It isn't the set of features that makes them sticky. It is the 10% of features the lead PM can't live without, and the slightly-overlapping-but-different 10% of features the team PM's can't live without, and the slightly-overlapping-but-different 10% of features the developers can't live without, and the roll-up report features the leadership team can't live without... There has been some research into this phenomena [1]. I'm not aware of a handy term for the phenomena, would surely appreciate someone pointing me to it, and the industry recognizing it and building for it, though.
Internally in my head I call it "multiplexing feature sets". Though I never say that aloud and just give the long-winded explanation if I have to bring it up in meetings.
> ...I don't see any reason why we should prefer Atlassian over Taiga, other than familiarity and inertia.
In large-organization dynamics, never underestimate the familiarity and inertia factors. I regularly see vendors screw this up so badly. Account management teams of even large organization vendors (so they should be taking action upon this, but apparently are not) regularly have no clue what kind of massive red flag it takes to push their decade(s)-entrenched product from "man we wish this could be better" to "you really need to fix this, or we need to start looking elsewhere".

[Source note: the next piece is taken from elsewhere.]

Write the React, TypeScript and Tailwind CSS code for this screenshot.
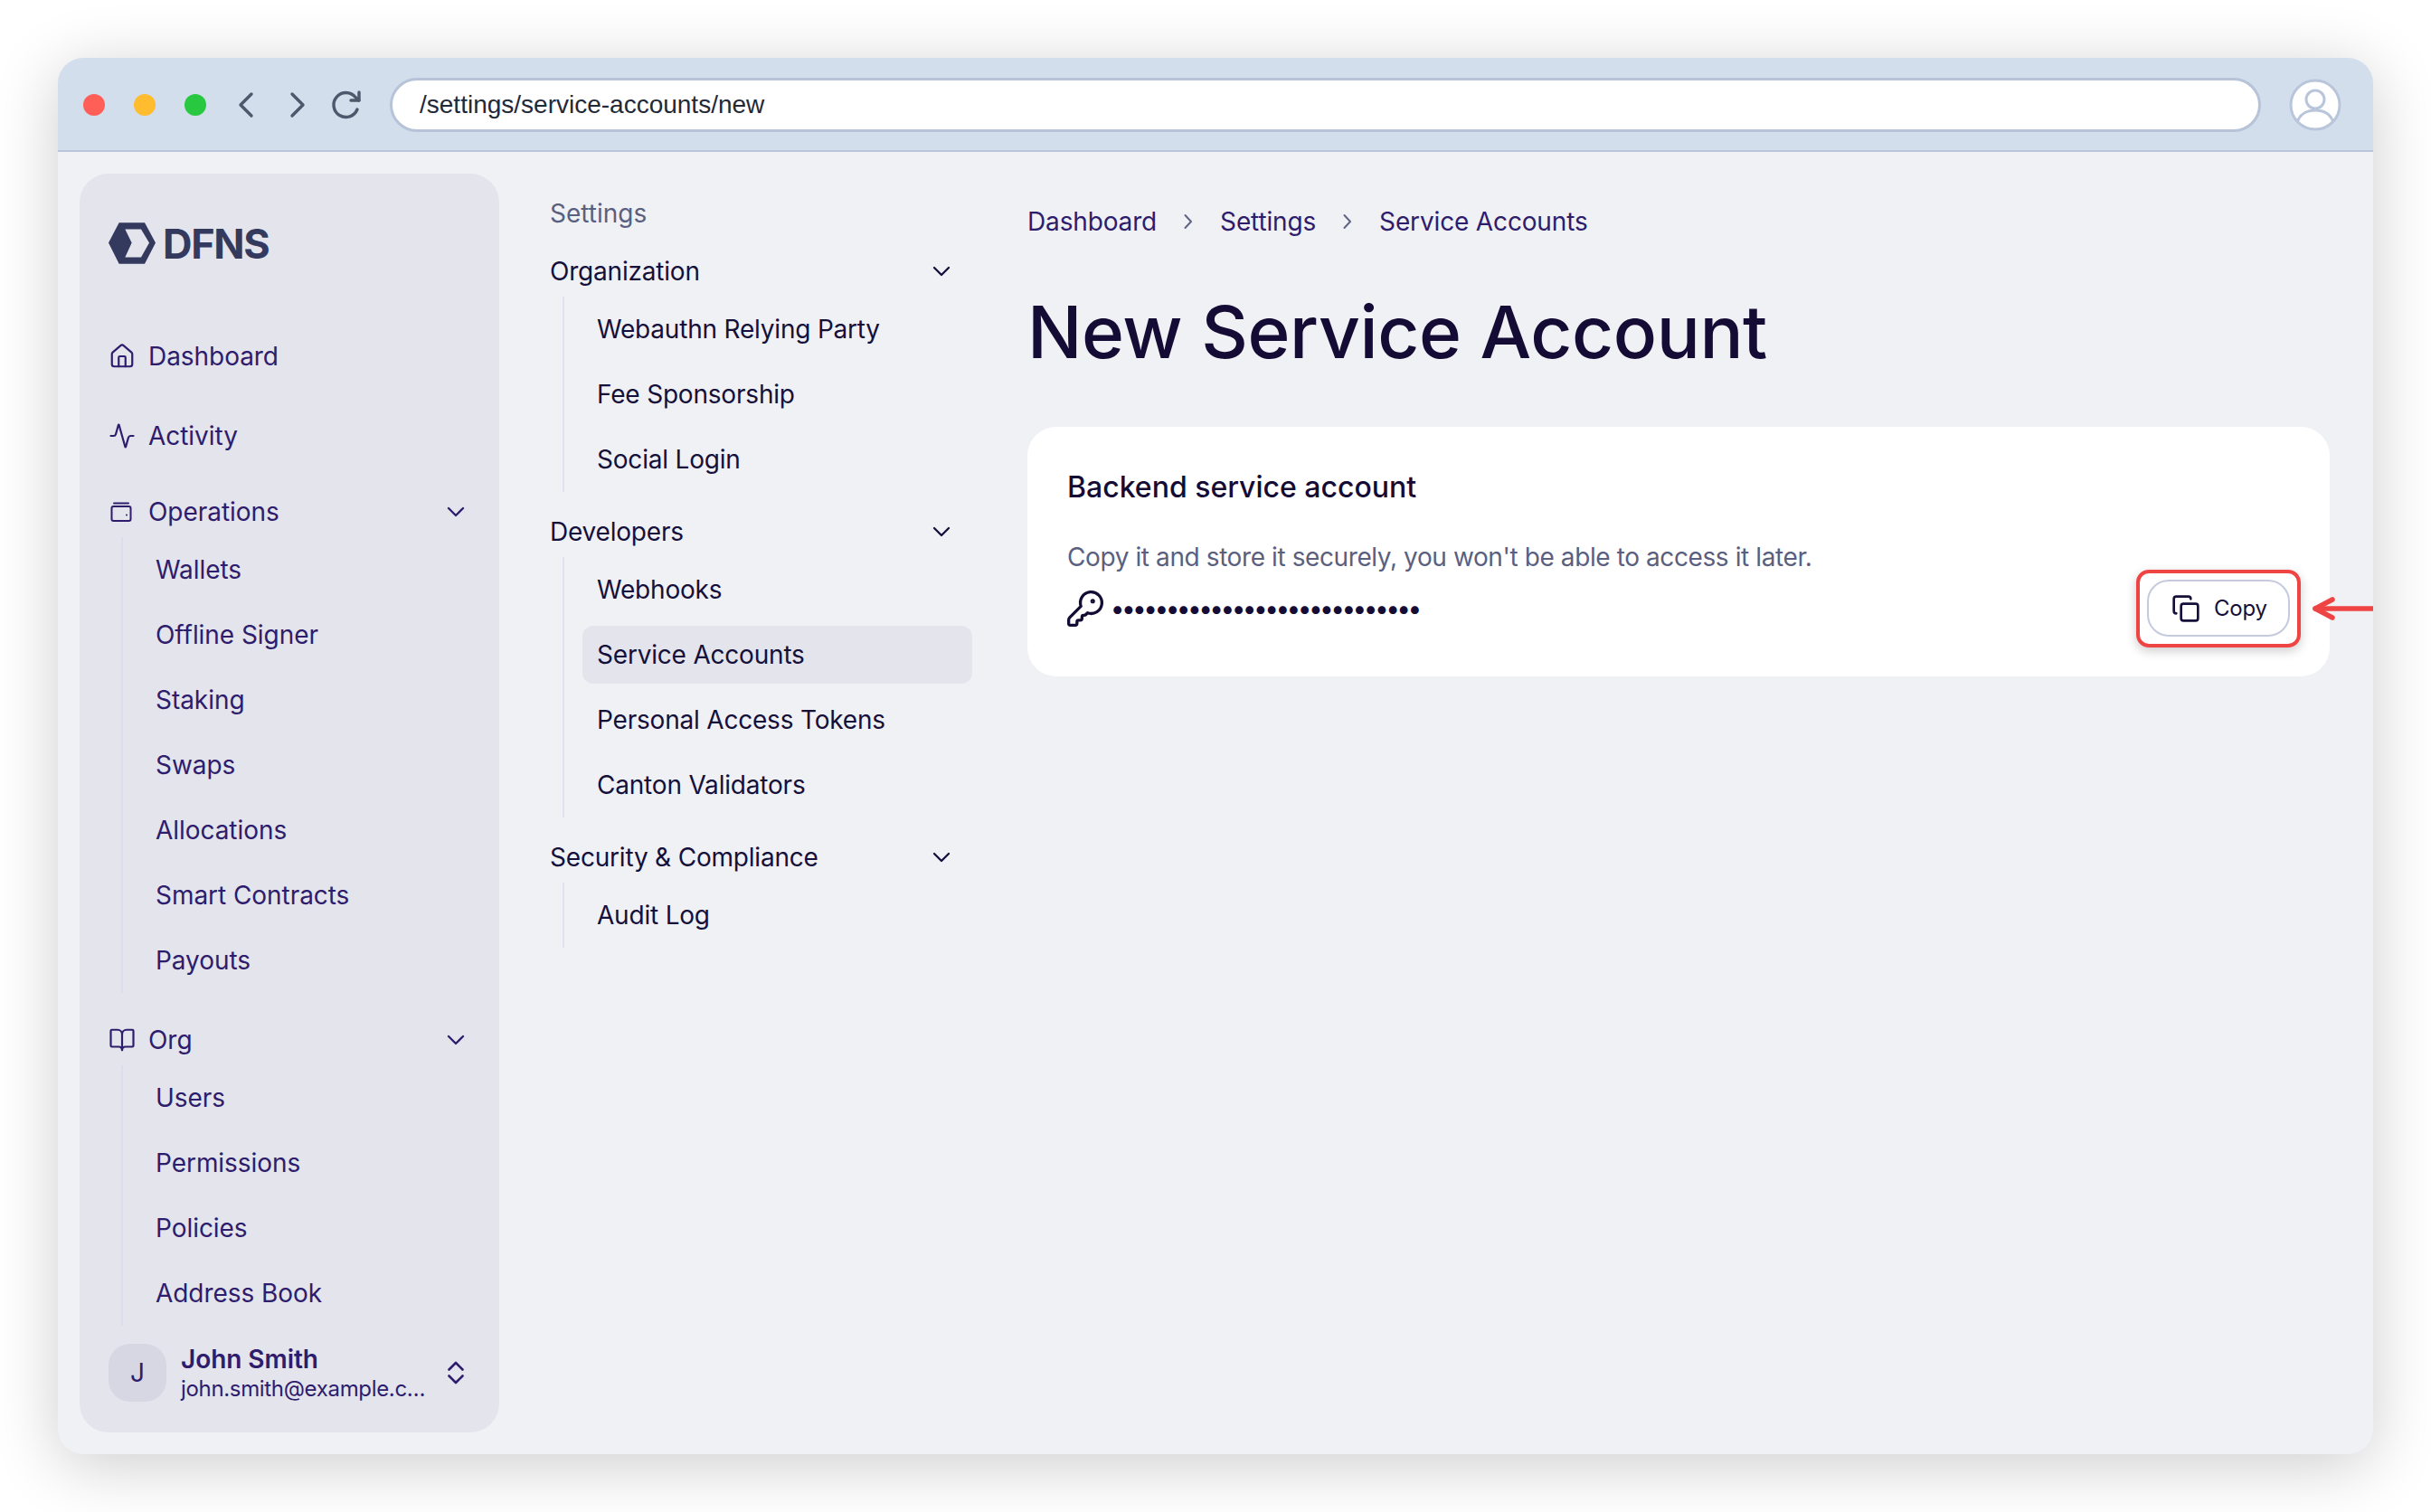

How do you tell when a customer is just kvetching and presenting empty threats, or is laying it on the line to you? Easy: the customer is happy to share with you specific details of how the product shortcomings/defects are impacting line of business processes and the business impact (ask for this under the cover of learning what the critical business impact is so your support teams can devise the most appropriate tactical technical solution for immediate partial/total relief), and is eager for live working sessions with the customer's engineers.
And understand this: rarely will a customer reveal they have switched away until it is practically finished. They want to maintain what little interim support quality they have left, until they can step off. If your account management practices engage "all hands on deck" priority support when you get wind of a competitor in the wheelhouse, then you've lost before you even started. That's why the reveal is always a shock to vendors, and always a done deal when it is shared.
The time to understand that your product and product support consumption experience for a particular set of customer needs is horribly broken is when you notice a customer requesting product support leadership engagement more than 2-3 times in a year. If you aren't tracking those engagement touch points, then I guarantee you are losing license sales. They just don't show up in the sales metrics.